Stated problem — Below are some records. Copy every line in them that holds "styles".

Data for the task —
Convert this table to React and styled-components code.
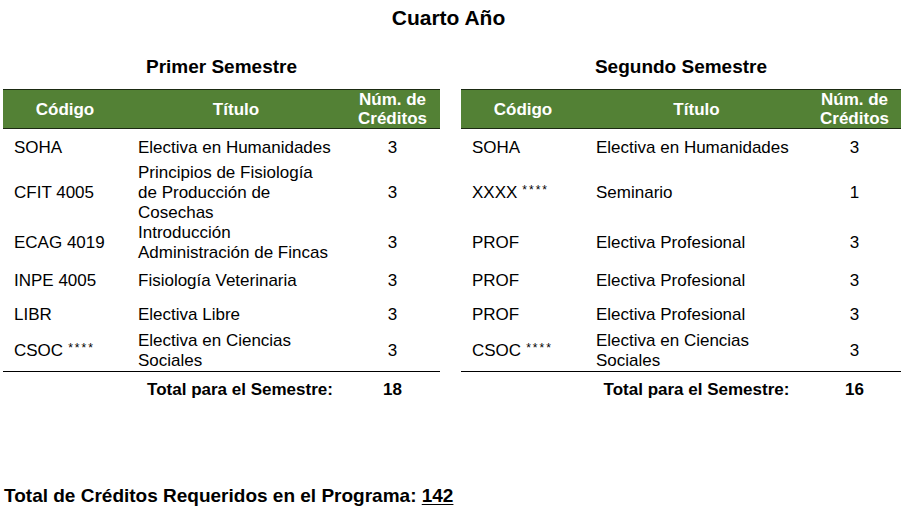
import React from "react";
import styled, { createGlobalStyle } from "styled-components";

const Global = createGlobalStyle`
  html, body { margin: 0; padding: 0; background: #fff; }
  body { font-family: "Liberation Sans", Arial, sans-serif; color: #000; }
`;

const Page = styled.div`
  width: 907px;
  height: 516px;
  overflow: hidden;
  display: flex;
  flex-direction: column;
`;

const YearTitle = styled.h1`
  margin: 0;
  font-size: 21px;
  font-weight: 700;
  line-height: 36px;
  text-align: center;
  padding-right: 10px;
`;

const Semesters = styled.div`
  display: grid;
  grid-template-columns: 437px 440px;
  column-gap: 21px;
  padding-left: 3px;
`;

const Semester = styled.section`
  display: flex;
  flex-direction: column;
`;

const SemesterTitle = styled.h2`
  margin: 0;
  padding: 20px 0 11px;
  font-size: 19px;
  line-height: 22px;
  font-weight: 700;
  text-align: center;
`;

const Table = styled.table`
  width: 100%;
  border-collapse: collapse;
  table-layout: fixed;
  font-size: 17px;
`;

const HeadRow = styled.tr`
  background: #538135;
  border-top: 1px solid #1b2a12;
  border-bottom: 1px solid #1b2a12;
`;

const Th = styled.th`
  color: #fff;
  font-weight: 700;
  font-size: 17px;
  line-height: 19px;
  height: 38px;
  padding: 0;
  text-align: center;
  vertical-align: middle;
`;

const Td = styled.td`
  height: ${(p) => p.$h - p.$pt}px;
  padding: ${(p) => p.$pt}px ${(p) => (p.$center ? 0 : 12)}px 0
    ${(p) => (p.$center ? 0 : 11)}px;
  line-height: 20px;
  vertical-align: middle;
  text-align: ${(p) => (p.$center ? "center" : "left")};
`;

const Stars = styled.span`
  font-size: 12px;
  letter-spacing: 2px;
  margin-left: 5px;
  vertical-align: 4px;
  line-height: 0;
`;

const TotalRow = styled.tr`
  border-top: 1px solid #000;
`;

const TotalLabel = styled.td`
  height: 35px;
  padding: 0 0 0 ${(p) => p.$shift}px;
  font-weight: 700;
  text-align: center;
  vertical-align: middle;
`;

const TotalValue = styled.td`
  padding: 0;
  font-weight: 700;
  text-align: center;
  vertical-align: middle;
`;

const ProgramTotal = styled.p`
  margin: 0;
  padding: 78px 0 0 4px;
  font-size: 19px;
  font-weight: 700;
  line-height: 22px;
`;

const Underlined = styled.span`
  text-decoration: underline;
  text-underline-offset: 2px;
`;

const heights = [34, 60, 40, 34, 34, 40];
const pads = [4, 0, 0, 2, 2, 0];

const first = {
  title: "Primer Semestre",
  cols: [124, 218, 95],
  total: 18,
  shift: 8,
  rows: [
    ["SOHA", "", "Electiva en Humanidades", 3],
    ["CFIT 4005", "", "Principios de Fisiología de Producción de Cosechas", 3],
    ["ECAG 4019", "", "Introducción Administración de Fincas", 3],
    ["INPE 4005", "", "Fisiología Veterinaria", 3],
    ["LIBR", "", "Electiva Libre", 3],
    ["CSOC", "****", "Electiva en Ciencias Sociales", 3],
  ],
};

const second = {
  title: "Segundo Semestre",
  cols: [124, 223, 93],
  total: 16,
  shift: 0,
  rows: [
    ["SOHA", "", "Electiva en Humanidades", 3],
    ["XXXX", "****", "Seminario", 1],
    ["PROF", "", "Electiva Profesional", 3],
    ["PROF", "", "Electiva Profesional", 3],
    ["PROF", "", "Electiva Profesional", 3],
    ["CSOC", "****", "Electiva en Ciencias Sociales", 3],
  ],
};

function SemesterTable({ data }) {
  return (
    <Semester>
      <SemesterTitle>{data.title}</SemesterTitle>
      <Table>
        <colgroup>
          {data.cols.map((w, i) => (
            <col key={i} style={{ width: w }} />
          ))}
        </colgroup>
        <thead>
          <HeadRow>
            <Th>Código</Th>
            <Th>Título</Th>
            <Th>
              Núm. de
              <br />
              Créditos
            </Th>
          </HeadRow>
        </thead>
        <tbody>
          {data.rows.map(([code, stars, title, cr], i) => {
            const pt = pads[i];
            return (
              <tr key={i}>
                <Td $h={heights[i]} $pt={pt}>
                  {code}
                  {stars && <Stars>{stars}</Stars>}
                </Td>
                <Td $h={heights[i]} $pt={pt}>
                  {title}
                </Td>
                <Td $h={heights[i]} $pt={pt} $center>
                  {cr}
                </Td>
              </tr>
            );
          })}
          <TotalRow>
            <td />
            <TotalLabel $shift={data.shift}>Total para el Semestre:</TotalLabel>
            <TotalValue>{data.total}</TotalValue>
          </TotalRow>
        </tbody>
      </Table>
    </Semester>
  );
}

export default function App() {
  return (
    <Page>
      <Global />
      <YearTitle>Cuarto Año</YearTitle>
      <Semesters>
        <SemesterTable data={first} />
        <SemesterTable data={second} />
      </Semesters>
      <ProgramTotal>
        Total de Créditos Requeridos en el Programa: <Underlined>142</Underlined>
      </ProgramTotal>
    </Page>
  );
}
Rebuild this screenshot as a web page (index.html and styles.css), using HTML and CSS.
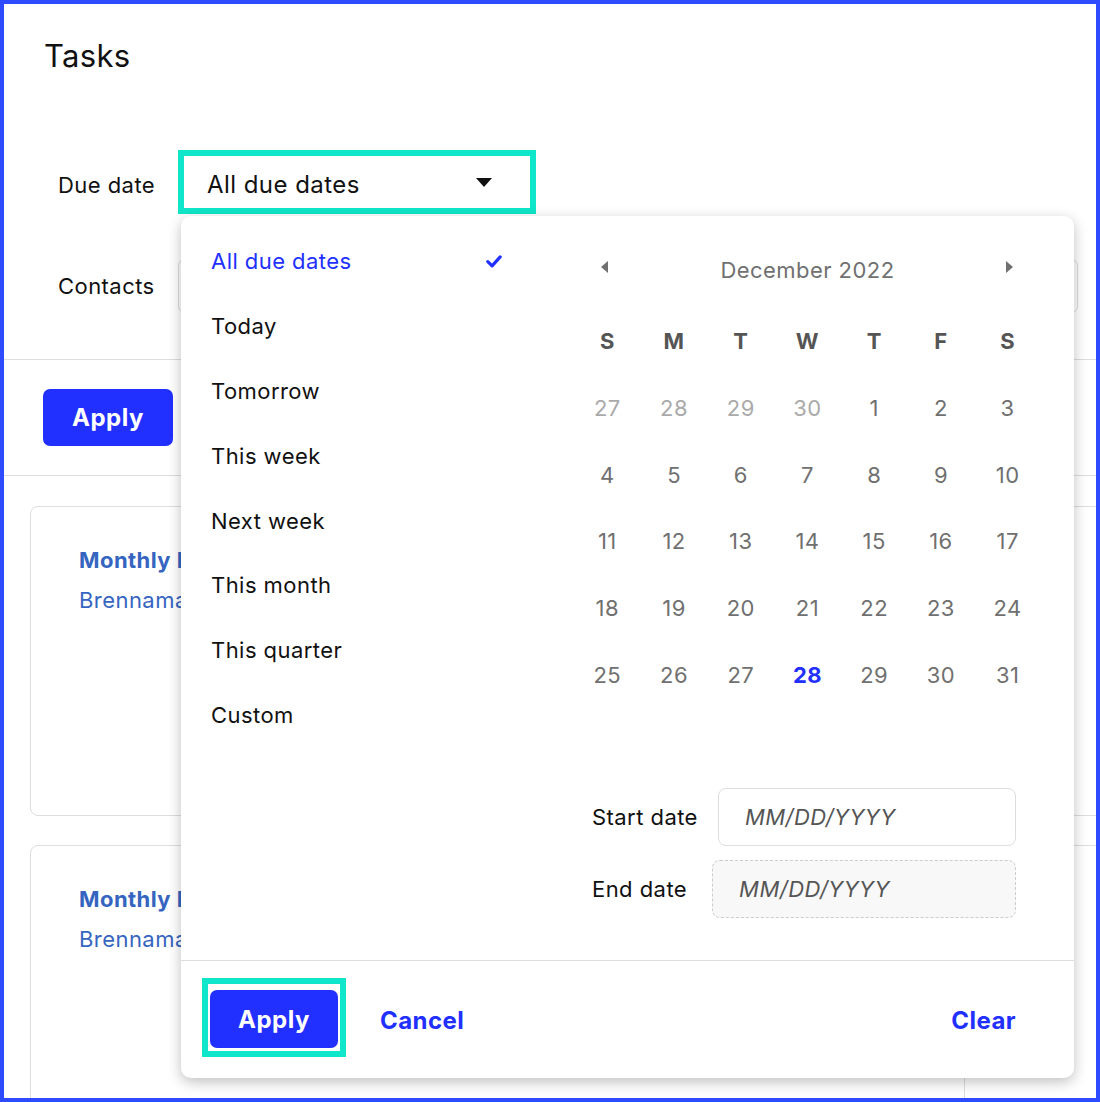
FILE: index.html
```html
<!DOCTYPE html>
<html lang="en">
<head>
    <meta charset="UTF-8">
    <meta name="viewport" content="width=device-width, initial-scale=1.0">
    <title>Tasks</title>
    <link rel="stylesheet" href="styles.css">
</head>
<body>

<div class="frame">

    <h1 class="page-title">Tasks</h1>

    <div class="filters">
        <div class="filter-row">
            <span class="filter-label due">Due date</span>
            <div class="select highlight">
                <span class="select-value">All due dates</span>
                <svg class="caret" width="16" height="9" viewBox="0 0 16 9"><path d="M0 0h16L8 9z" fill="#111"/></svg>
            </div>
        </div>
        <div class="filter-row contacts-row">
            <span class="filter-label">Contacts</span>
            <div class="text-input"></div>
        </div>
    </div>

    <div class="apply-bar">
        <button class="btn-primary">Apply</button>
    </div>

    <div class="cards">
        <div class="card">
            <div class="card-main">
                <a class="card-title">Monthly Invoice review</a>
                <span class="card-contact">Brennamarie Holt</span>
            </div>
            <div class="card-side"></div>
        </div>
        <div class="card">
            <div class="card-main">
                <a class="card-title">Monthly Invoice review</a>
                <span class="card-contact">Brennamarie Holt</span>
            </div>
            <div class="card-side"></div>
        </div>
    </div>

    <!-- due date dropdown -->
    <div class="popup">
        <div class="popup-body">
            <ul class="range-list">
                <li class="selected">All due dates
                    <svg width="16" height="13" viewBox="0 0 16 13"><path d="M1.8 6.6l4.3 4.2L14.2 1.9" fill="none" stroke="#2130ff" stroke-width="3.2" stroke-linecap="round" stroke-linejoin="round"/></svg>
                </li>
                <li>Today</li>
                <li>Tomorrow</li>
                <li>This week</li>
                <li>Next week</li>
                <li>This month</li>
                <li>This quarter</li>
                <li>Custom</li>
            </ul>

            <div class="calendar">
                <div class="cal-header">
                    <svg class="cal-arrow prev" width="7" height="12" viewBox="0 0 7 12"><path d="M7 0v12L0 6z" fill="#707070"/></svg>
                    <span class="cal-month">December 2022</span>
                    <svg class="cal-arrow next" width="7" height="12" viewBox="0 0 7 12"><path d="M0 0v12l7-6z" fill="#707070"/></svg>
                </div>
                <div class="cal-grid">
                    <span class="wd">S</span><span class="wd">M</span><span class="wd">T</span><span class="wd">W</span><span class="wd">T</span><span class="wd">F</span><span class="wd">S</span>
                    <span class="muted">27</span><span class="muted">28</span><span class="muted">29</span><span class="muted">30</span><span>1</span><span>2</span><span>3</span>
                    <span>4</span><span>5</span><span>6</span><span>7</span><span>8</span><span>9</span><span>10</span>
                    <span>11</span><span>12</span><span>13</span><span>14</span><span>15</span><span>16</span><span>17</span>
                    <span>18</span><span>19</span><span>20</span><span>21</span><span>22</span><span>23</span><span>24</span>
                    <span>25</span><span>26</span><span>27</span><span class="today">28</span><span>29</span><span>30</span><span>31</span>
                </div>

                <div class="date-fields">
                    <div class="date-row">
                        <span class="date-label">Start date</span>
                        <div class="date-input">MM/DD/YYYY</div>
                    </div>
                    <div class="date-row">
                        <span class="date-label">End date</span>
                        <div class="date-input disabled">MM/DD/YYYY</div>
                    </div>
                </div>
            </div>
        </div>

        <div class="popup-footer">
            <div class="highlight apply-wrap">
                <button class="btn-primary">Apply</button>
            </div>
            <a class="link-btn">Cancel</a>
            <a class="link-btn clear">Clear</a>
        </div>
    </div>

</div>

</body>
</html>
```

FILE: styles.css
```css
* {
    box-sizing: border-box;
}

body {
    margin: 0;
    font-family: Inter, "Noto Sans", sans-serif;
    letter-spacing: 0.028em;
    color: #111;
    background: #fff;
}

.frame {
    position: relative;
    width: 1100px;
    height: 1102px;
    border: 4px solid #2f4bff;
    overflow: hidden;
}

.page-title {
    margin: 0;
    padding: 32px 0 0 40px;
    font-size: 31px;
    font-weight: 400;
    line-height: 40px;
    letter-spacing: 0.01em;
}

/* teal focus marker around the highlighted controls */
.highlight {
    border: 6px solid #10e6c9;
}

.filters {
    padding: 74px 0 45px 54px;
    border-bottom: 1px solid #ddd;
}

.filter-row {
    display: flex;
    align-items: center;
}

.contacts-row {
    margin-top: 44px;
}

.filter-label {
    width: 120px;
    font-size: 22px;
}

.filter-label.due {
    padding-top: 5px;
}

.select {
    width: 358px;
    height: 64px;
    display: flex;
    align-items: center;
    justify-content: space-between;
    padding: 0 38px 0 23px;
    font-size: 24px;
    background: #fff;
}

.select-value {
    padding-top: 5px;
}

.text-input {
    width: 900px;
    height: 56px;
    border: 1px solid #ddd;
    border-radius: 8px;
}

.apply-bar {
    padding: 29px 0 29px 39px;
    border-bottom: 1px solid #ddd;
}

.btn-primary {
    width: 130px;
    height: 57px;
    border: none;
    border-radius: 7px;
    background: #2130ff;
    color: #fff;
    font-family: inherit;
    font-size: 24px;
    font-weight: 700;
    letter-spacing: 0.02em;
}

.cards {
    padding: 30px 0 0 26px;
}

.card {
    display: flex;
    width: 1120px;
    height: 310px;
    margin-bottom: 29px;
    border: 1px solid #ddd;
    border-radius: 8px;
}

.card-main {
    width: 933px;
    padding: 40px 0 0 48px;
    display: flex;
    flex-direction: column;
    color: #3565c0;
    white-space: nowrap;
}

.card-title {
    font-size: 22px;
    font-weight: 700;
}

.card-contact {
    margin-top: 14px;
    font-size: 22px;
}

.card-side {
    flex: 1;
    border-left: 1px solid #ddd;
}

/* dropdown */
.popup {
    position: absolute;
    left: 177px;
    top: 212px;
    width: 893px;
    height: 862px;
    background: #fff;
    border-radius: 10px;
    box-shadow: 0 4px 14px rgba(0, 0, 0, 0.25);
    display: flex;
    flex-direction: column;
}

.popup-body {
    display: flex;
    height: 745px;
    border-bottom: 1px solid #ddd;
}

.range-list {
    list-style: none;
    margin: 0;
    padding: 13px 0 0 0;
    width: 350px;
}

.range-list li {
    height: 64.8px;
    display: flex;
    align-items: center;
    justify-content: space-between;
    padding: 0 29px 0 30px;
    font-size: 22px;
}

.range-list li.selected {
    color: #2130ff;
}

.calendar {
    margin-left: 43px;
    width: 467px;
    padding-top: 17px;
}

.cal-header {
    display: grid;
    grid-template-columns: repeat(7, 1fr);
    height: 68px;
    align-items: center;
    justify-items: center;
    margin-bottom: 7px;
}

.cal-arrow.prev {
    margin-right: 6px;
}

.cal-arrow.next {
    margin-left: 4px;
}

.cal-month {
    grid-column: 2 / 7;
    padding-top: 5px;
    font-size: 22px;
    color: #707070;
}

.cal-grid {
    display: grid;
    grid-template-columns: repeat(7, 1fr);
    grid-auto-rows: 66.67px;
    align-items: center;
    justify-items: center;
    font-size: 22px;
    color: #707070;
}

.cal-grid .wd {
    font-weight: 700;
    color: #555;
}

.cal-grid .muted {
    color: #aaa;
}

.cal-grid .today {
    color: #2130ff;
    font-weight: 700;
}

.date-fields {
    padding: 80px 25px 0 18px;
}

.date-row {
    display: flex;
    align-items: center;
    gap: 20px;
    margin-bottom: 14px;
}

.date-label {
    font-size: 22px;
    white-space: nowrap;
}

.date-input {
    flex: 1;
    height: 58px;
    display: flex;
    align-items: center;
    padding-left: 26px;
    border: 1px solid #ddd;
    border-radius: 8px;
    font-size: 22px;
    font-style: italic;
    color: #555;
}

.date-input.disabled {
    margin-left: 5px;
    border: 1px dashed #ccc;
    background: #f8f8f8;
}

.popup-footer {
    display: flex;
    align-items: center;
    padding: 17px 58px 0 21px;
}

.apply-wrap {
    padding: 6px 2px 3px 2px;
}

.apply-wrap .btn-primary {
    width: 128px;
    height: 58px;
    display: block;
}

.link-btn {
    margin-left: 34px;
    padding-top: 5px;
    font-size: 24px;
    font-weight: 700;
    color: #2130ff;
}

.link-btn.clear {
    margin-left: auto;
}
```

Correct response —
Rebuild this screenshot as a web page (index.html and styles.css), using HTML and CSS.
    <link rel="stylesheet" href="styles.css">
FILE: styles.css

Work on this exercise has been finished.